The controller 50 (see FIG. 3) includes a computer that inputs and outputs signals, performs calculation processing, stores information, and the like. For example, the function of the controller 50 is implemented by executing a program stored in a memory of the controller 50. As illustrated in FIG. 3, the controller 50 receives various signals (a detection value, information input to the input device 37, and the like) from, for example, the orientation sensor 31, the in-bucket load information sensor 33, the imaging device 35, and the input device 37. For example, the controller 50 performs control for automatic driving of the work machine 20. As illustrated in FIG. 3, the controller 50 includes an in-bucket load information setting unit 51, a container position setting unit 53, a loaded object position setting unit 55, a discharge position calculator 60, and a command output unit 65.

The in-bucket load information setting unit 51 acquires information on the amount (for example, mass) of the in-bucket load Sb and stores the acquired information. As a result, information on the amount of the in-bucket load Sb is set in the controller 50. Specifically, as illustrated in FIG. 3, for example, the in-bucket load information setting unit 51 may acquire a detection value of the in-bucket load information sensor 33 and store the acquired detection value as information on the amount of the in-bucket load Sb. For example, the in-bucket load information setting unit 51 may acquire a detection value of the in-bucket load information sensor 33, calculate or determine the amount (for example, mass) of the in-bucket load Sb on the basis of the acquired detection value, and store the calculated or determined value as information on the amount of the in-bucket load Sb. As a result, the controller 50 sets information on the amount (for example, mass) of the load S in the bucket 25c. The in-bucket load information sensor 33 may calculate or determine the amount (for example, mass) of the in-bucket load Sb on the basis of the detection value, and input the calculated or determined value to the controller 50, and the controller 50 may store the input value as information on the amount of the in-bucket load Sb.

The container position setting unit 53 acquires information on the position of the container 13 and stores the acquired information. As a result, the information on the position of the container 13 is set in the controller 50. Since the position of the vehicle 10 is related to the position of the container 13, the container position setting unit 53 may acquire information on the position of the vehicle 10 and store the acquired information. As a result, the information on the position of the container 13 is set in the controller 50. The container position setting unit 53 may acquire information on a relative position of the container 13 with respect to the work machine 20 and store the acquired information. For example, when the container 13 is rectangular in plan view as illustrated in FIG. 2, the information on the position of the container 13 may include position information such as coordinates capable of specifying the positions of the four corners of the container 13 (or the positions of the four corners of the bottom surface 13a of the container 13). The information on the position of the container 13 may include position information such as coordinates capable of specifying the positions of three corners among the four corners of the container 13 (or the positions of three corners among the four corners of the bottom surface 13a of the container 13).

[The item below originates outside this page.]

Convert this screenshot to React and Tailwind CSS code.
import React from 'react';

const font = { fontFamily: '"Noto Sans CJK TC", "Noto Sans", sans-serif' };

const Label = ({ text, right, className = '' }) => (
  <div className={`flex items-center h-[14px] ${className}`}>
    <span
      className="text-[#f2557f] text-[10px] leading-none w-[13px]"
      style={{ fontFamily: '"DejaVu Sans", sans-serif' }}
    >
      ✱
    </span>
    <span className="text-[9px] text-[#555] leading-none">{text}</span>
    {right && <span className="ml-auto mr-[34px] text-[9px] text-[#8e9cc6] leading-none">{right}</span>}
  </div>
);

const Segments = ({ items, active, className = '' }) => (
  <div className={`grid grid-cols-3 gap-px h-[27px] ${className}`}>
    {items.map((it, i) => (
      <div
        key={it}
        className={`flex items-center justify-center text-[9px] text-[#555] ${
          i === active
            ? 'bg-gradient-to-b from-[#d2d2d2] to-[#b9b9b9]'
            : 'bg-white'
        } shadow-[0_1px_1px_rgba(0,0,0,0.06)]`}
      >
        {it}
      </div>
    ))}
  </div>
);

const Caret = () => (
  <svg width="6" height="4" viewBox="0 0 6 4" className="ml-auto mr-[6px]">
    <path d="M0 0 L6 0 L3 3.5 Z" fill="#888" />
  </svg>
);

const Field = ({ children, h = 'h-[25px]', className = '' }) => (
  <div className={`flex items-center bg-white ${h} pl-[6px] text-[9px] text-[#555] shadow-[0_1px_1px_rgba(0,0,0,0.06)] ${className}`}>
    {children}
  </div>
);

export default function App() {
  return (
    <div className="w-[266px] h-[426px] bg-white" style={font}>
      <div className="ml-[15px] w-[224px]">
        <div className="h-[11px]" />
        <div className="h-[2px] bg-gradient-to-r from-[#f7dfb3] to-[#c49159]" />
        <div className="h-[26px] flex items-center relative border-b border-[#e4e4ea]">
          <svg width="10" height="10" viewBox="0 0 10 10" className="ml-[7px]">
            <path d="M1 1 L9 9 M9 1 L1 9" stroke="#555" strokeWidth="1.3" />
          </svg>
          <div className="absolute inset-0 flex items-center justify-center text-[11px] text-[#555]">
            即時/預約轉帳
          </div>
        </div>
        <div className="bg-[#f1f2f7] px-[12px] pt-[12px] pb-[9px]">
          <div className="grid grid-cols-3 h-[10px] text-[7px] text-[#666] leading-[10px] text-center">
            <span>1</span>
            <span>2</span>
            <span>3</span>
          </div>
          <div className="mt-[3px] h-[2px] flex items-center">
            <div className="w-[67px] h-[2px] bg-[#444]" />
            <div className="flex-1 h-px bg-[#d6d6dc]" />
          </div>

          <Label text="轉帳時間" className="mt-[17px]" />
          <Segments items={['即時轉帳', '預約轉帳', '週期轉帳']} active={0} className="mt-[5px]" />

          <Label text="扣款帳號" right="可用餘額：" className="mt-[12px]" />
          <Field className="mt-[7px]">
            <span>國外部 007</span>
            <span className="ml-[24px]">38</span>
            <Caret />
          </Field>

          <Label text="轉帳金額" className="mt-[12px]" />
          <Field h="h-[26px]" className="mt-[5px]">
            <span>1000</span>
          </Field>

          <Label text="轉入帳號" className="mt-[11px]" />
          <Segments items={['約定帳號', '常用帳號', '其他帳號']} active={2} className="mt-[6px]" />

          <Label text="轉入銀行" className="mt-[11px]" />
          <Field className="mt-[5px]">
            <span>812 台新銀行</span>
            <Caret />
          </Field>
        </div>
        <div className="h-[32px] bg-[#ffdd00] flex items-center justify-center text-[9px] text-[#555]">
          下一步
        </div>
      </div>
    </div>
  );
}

Specifically, for example, the container position setting unit 53 may calculate the position of the container 13 on the basis of information on the container 13 input from the imaging device 35, and store the calculated position as the information on the position of the container 13. As a result, the information on the position of the container 13 is set in the controller 50.

The container position setting unit 53 may calculate or determine the position of the container 13 on the basis of the information input to the input device 37 by the operator, and store the calculated or determined position as the information on the position of the container 13. As a result, the information on the position of the container 13 is set in the controller 50.

The container position setting unit 53 may acquire the information on the position of the container 13 by teaching and store the acquired information. As a result, the information on the position of the container 13 is set in the controller 50. The teaching may be performed as follows by an operator boarding the work machine 20 and operating the work machine 20 or by the operator remotely operating the work machine 20. For example, the operator operates the work machine 20 to arrange a specific part of the work device 25 at a specific position (for example, a corner position of the container 13) for setting the position of the container 13. The specific part of the work device 25 may be, for example, the distal end of the bucket 25c. At this time, the orientation sensor 31 detects an orientation of the work device 25 and inputs a detection result to the controller 50. As a result, the controller 50 acquires the detection result, that is, the information on the position of the container 13. The controller 50 calculates the position (coordinates) of the specific part of the work device 25 on the basis of the acquired detection result. Then, the container position setting unit 53 may calculate or determine the position of the container 13 on the basis of the position (coordinates) where the specific part of the working device 25 is disposed, and store the calculated or determined position as the information on the position of the container 13. As a result, the information on the position of the container 13 is set in the controller 50.

The loaded object position setting unit 55 acquires information on the position of a loaded object Sa in the container 13 and stores the acquired information. As a result, the information on the position of the loaded object Sa is set in the controller 50. The loaded object Sa is a bank formed by the load S loaded into the container 13 by performing the discharge operation at least once. Therefore, the loaded object Sa is a bank formed by a plurality of loads S loaded into the container 13 by the plurality of discharge operations when the discharge operation is performed a plurality of times. In the specific example illustrated in FIG. 5, since the loads S1 to S5 are loaded into the container 13 by five times of discharge operations, the loaded objects Sa in this case are formed by the loads S1 to S5. In the specific example illustrated in FIG. 5, the next discharge operation (that is, the sixth discharge operation) is performed on the basis of the target discharge position Xt.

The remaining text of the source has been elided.